BANGKOK – Thailand’s Constitutional Court on Thursday asked for more evidence as it considers whether to terminate suspended prime minister Prayut Chan-O-Cha’s term in office.
The court suspended the former army chief, who came to power in a 2014 coup, from office last month.
It is weighing a case brought by opposition parties that argues he had reached the end of his eight-year term limit and must step down.
Under Thailand’s 2017 constitution, no prime minister may serve more than eight years in office, but when Prayut’s term began is the subject of dispute.
The former general’s legal team has argued that his premiership did not start on August 24, 2014 – the day he was appointed prime minister of a military government.

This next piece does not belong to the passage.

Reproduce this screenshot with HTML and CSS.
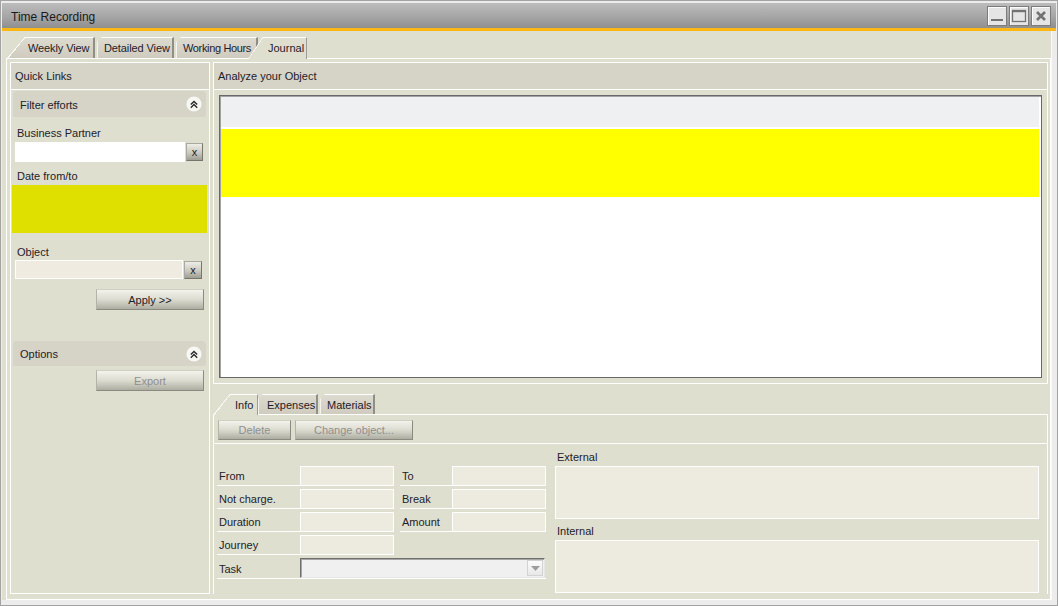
FILE: index.html
```html
<!DOCTYPE html>
<html>
<head>
<meta charset="utf-8">
<title>Time Recording</title>
<link rel="stylesheet" href="styles.css">
</head>
<body>
<div class="window">
  <div class="titlebar">
    <span class="title">Time Recording</span>
    <div class="wincontrols">
      <span class="wbtn"><svg width="18" height="18" viewBox="0 0 18 18"><rect x="3" y="12" width="12" height="2" fill="#727272"/></svg></span>
      <span class="wbtn"><svg width="18" height="18" viewBox="0 0 18 18"><rect x="2.5" y="3.5" width="13" height="11" fill="none" stroke="#727272" stroke-width="1.3"/><rect x="2" y="3" width="14" height="2.2" fill="#727272"/></svg></span>
      <span class="wbtn"><svg width="18" height="18" viewBox="0 0 18 18"><path d="M5 5 L13 13 M13 5 L5 13" stroke="#737373" stroke-width="2.6" fill="none"/></svg></span>
    </div>
  </div>
  <div class="accent"></div>
  <div class="client">
    <div class="tabs">
      <div class="tab tab-first">Weekly View</div>
      <div class="tab tab-mid tab-detailed">Detailed View</div>
      <div class="tab tab-mid tab-hours">Working Hours</div>
      <div class="tab tab-active tab-journal">Journal</div>
    </div>
    <div class="page">
      <aside class="left">
        <div class="hdr">Quick Links</div>
        <div class="sect-hdr">
          <span>Filter efforts</span>
          <svg class="collapse" width="16" height="16" viewBox="0 0 16 16"><circle cx="8" cy="8" r="7.6" fill="#f7f7f4"/><path d="M4.8 8.6 L8 5.4 L11.2 8.6 M4.8 11.8 L8 8.6 L11.2 11.8" fill="none" stroke="#2b2b2b" stroke-width="1.4"/></svg>
        </div>
        <div class="lbl lbl-bp">Business Partner</div>
        <div class="inrow">
          <div class="field field-white"></div>
          <div class="xbtn">x</div>
        </div>
        <div class="lbl lbl-date">Date from/to</div>
        <div class="datebox"></div>
        <div class="lbl lbl-obj">Object</div>
        <div class="inrow inrow-obj">
          <div class="field field-beige"></div>
          <div class="xbtn">x</div>
        </div>
        <div class="btn btn-apply">Apply &gt;&gt;</div>
        <div class="sect-hdr sect-options">
          <span>Options</span>
          <svg class="collapse" width="16" height="16" viewBox="0 0 16 16"><circle cx="8" cy="8" r="7.6" fill="#f7f7f4"/><path d="M4.8 8.6 L8 5.4 L11.2 8.6 M4.8 11.8 L8 8.6 L11.2 11.8" fill="none" stroke="#2b2b2b" stroke-width="1.4"/></svg>
        </div>
        <div class="btn btn-export disabled">Export</div>
      </aside>
      <main class="right">
        <section class="analyze">
          <div class="hdr">Analyze your Object</div>
          <div class="gridbox">
            <div class="ghead"></div>
            <div class="grow"></div>
          </div>
        </section>
        <div class="itabs">
          <div class="tab tab-active tab-info">Info</div>
          <div class="tab tab-mid tab-exp">Expenses</div>
          <div class="tab tab-mid tab-mat">Materials</div>
        </div>
        <section class="ipanel">
          <div class="toolbar">
            <div class="btn disabled btn-delete">Delete</div>
            <div class="btn disabled btn-change">Change object...</div>
          </div>
          <div class="formarea">
            <div class="fleft">
              <div class="frow">
                <div class="flbl">From</div><div class="finput"></div>
                <div class="fgap"></div>
                <div class="flbl flbl2">To</div><div class="finput"></div>
              </div>
              <div class="frow">
                <div class="flbl">Not charge.</div><div class="finput"></div>
                <div class="fgap"></div>
                <div class="flbl flbl2">Break</div><div class="finput"></div>
              </div>
              <div class="frow">
                <div class="flbl">Duration</div><div class="finput"></div>
                <div class="fgap"></div>
                <div class="flbl flbl2">Amount</div><div class="finput"></div>
              </div>
              <div class="frow">
                <div class="flbl">Journey</div><div class="finput"></div>
              </div>
              <div class="frow frow-task">
                <div class="flbl">Task</div>
                <div class="combo">
                  <div class="combo-btn"><svg width="9" height="5" viewBox="0 0 9 5"><path d="M0 0 L9 0 L4.5 5 Z" fill="#9d9d9d"/></svg></div>
                </div>
              </div>
            </div>
            <div class="fright">
              <div class="tlbl">External</div>
              <div class="tarea"></div>
              <div class="tlbl tlbl-int">Internal</div>
              <div class="tarea"></div>
            </div>
          </div>
        </section>
      </main>
    </div>
  </div>
</div>
</body>
</html>
```

FILE: styles.css
```css
* { box-sizing: border-box; }
html, body { margin: 0; padding: 0; }
body {
  font-family: "Liberation Sans", Arial, sans-serif;
  font-size: 11px;
  color: #1e2129;
  background: #ececec;
}

.window {
  width: 1058px;
  height: 606px;
  border: 1px solid #a3a3a3;
  padding: 2px 1px 0 1px;
  background: #ececec;
  display: flex;
  flex-direction: column;
  overflow: hidden;
}

.titlebar {
  flex: none;
  height: 25px;
  background: linear-gradient(#bcbcbc, #a6a6a6 55%, #8f8f8f);
  display: flex;
  align-items: center;
  justify-content: space-between;
  padding: 0 5px 0 9px;
}
.title { font-size: 12px; color: #1a1a1a; padding-top: 2px; }
.wincontrols { display: flex; gap: 2px; margin-top: 1px; }
.wbtn {
  width: 20px;
  height: 20px;
  border: 1px solid #7c7c7c;
  background: #e5e5e5;
  box-shadow: inset 1px 1px 0 #fbfbfb;
  display: flex;
}
.wbtn svg { display: block; }

.accent { flex: none; height: 3px; background: #fbb714; }

.client {
  flex: none;
  width: 1050px;
  height: 569px;
  background: #dfdfd0;
  padding-left: 4px;
  display: flex;
  flex-direction: column;
  border-right: 1px solid #fbfbf6;
}

/* ---------- tabs ---------- */
.tabs {
  flex: none;
  display: flex;
  align-items: flex-end;
  height: 21px;
  margin-top: 6px;
  padding-left: 1px;
}
.tab {
  position: relative;
  height: 21px;
  line-height: 21px;
  white-space: nowrap;
  border-top: 1px solid #fff;
  border-right: 2px solid #8f8f86;
  background: linear-gradient(#dddacf, #cfcbbf);
  color: #1e2129;
}
.tab-first {
  width: 88px;
  padding-left: 21px;
  letter-spacing: -0.1px;
  clip-path: polygon(0 100%, 18px 0, 100% 0, 100% 100%);
}
.tab-first::before,
.tab-active::before {
  content: "";
  position: absolute;
  left: 0;
  top: -1px;
  width: 18px;
  height: 22px;
  background: linear-gradient(to bottom right, transparent calc(50% - 1.2px), #fff calc(50% - 1.2px), #fff calc(50% + 0.6px), transparent calc(50% + 0.6px));
}
.tab-mid {
  border-left: 1px solid #f4f4ee;
  clip-path: polygon(0 5px, 5px 0, 100% 0, 100% 100%, 0 100%);
}
.tab-detailed { width: 77px; margin-left: 2px; padding-left: 6px; letter-spacing: -0.1px; }
.tab-hours { width: 82px; margin-left: 2px; padding-left: 6px; letter-spacing: -0.35px; }
.tab-active {
  z-index: 2;
  background: #dfdfd0;
  border-right: 1px solid #9d9d95;
  clip-path: polygon(0 100%, 15px 0, 100% 0, 100% 100%);
}
.tab-active::before { width: 15px; }
.tab-journal {
  width: 59px;
  height: 22px;
  margin-left: -10px;
  margin-bottom: -1px;
  padding-left: 20px;
}

/* ---------- page ---------- */
.page {
  flex: 1;
  width: 1045px;
  border: 1px solid #fff;
  display: flex;
  gap: 3px;
  padding: 3px 2px 5px 3px;
  min-height: 0;
}

.left {
  flex: none;
  width: 200px;
  border: 1px solid #fff;
  display: flex;
  flex-direction: column;
}
.hdr {
  flex: none;
  height: 27px;
  line-height: 27px;
  padding-left: 4px;
  background: #d6d3c7;
  border-bottom: 1px solid #fff;
}
.sect-hdr {
  flex: none;
  height: 26px;
  margin: 1px 3px 0 2px;
  padding: 0 4px 0 7px;
  background: #d6d3c7;
  border-radius: 4px 4px 2px 2px;
  display: flex;
  align-items: center;
  justify-content: space-between;
}
.sect-hdr span { padding-top: 1px; }
.collapse { display: block; }
.sect-options { height: 25px; margin-top: 31px; }

.lbl { line-height: 14px; padding-left: 6px; padding-top: 1px; height: 14px; }
.lbl-bp { margin-top: 8px; }
.lbl-date { margin-top: 6px; }
.lbl-obj { margin-top: 11px; }

.inrow {
  display: flex;
  align-items: center;
  height: 20px;
  margin: 3px 0 0 4px;
}
.inrow-obj { height: 19px; margin-top: 2px; }
.field { height: 100%; }
.field-white { width: 170px; background: #fff; }
.field-beige { width: 168px; background: #efebe0; border: 1px solid #fff; }
.xbtn {
  width: 17px;
  height: 18px;
  margin-left: 1px;
  border: 1px solid #76766d;
  border-top-color: #a9a99f;
  border-left-color: #a9a99f;
  background: linear-gradient(#eeeee8, #c9c9bf 55%, #9e9e94);
  text-align: center;
  line-height: 16px;
  font-size: 11px;
  color: #1e2129;
}
.inrow-obj .xbtn { width: 18px; }

.datebox {
  flex: none;
  height: 48px;
  margin: 3px 2px 0 1px;
  background: #e0e000;
}

.btn {
  height: 21px;
  line-height: 20px;
  text-align: center;
  border: 1px solid #8a8a80;
  border-top-color: #cfcfc4;
  border-left-color: #b3b3a9;
  background: linear-gradient(#f4f3ec, #dcdbd0 50%, #adada2);
  color: #1e2129;
  white-space: nowrap;
}
.btn.disabled { color: #8f8f8f; }
.btn-apply {
  width: 108px;
  margin: 10px 0 0 85px;
}
.btn-export {
  width: 108px;
  margin: 4px 0 0 85px;
}

/* ---------- right column ---------- */
.right {
  flex: 1;
  display: flex;
  flex-direction: column;
  min-width: 0;
}
.analyze {
  flex: none;
  height: 322px;
  border: 1px solid #fff;
  display: flex;
  flex-direction: column;
}
.gridbox {
  flex: 1;
  margin: 5px;
  border: 1px solid #686868;
  box-shadow: inset 1px 1px 0 #a2a2a2;
  background: #fff;
  padding: 1px 2px 0 1px;
}
.ghead { height: 30px; background: #eff0f2; }
.grow { height: 68px; margin-top: 2px; background: #ffff00; }

.itabs {
  flex: none;
  display: flex;
  align-items: flex-end;
  height: 20px;
  margin-top: 10px;
}
.itabs .tab { height: 20px; line-height: 21px; }
.tab-info {
  width: 45px;
  height: 21px !important;
  margin-bottom: -1px;
  padding-left: 22px;
  clip-path: polygon(0 100%, 17px 0, 100% 0, 100% 100%);
}
.tab-info::before { width: 17px; }
.tab-exp { width: 60px; padding-left: 8px; }
.tab-mat { width: 55px; margin-left: 2px; padding-left: 6px; }

.ipanel {
  flex: 1;
  border: 1px solid #fff;
  border-bottom: none;
  display: flex;
  flex-direction: column;
}
.toolbar {
  flex: none;
  height: 29px;
  padding: 5px 0 0 4px;
  display: flex;
  gap: 4px;
  border-bottom: 1px solid #fff;
}
.btn-delete { width: 73px; height: 20px; line-height: 19px; }
.btn-change { width: 118px; height: 20px; line-height: 19px; }

.formarea {
  flex: 1;
  display: flex;
  gap: 9px;
  padding: 0 8px 0 3px;
}
.fleft {
  flex: none;
  width: 329px;
  padding-top: 22px;
}
.frow {
  display: flex;
  height: 20px;
  margin-bottom: 3px;
}
.flbl {
  width: 83px;
  padding: 2px 0 0 2px;
  line-height: 17px;
  border-bottom: 1px solid #fff;
}
.flbl2 { width: 52px; }
.finput {
  width: 94px;
  height: 20px;
  border: 1px solid #fff;
  background: #edeadf;
}
.fgap { width: 6px; }

.frow-task { height: 21px; border-bottom: 1px solid #fff; }
.frow-task .flbl { border-bottom: none; line-height: 18px; }
.combo {
  width: 245px;
  height: 20px;
  border: 1px solid #6f6f6f;
  border-right-color: #e6e6e6;
  border-bottom-color: #e6e6e6;
  box-shadow: inset 1px 1px 0 #a5a5a5;
  background: #f0f0f0;
  display: flex;
  justify-content: flex-end;
  align-items: center;
  padding-right: 1px;
}
.combo-btn {
  width: 16px;
  height: 16px;
  border: 1px solid #d3d3d3;
  background: linear-gradient(#fbfbfb, #e8e8e8);
  display: flex;
  align-items: center;
  justify-content: center;
}
.combo-btn svg { display: block; }

.fright {
  flex: 1;
  padding-top: 5px;
}
.tlbl { line-height: 14px; height: 14px; padding-top: 1px; margin-bottom: 3px; padding-left: 2px; }
.tlbl-int { margin-top: 4px; }
.tarea {
  height: 53px;
  border: 1px solid #fff;
  background: #edeadf;
}
```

Supporters of the retired general have argued either that his start date should be when the current charter became effective or that it should be from when he became the head of an elected government in 2019.
The Constitutional Court said on Thursday it required more information and reports from the official group that drafted the constitution.
Deputy Prawit Wongsuwan has taken over as caretaker prime minister, while Prayut continues to serve as defence minister.
Prayut led the military coup that ousted Yingluck Shinawatra’s democratically elected government, and led the junta government until becoming prime minister after a general election in 2019.
Supporters of the 68-year-old leader argue the clock on his term began when the 2017 constitution came into law, or even after the 2019 general election.
If the court agrees, Prayut could technically continue to serve until 2025 or 2027 – if he wins a general election due by March.
But Prayut is increasingly out of favour with voters and under his watch the kingdom registered its worst economic performance in three decades.
Student-led, pro-democracy protests in Bangkok in 2020 attracted tens of thousands of people at their peak, and a key demand of the movement was for Prayut to resign.
Analysts have said a favourable ruling for the suspended premier is more likely as choosing political continuity over a strict legal interpretation would help avert a political vacuum that might prove troublesome for the royalist establishment.
“They might not focus too much on the legal factor but a political one. This could lead to a verdict that is more compromising, which is the same start date as the charter,” said Mr Teerasak Siripant, managing director at strategic adviser consultancy BowerGroupAsia’s Bangkok office.
“Prayut’s stepping down would bring too much chaos at this time,” he said.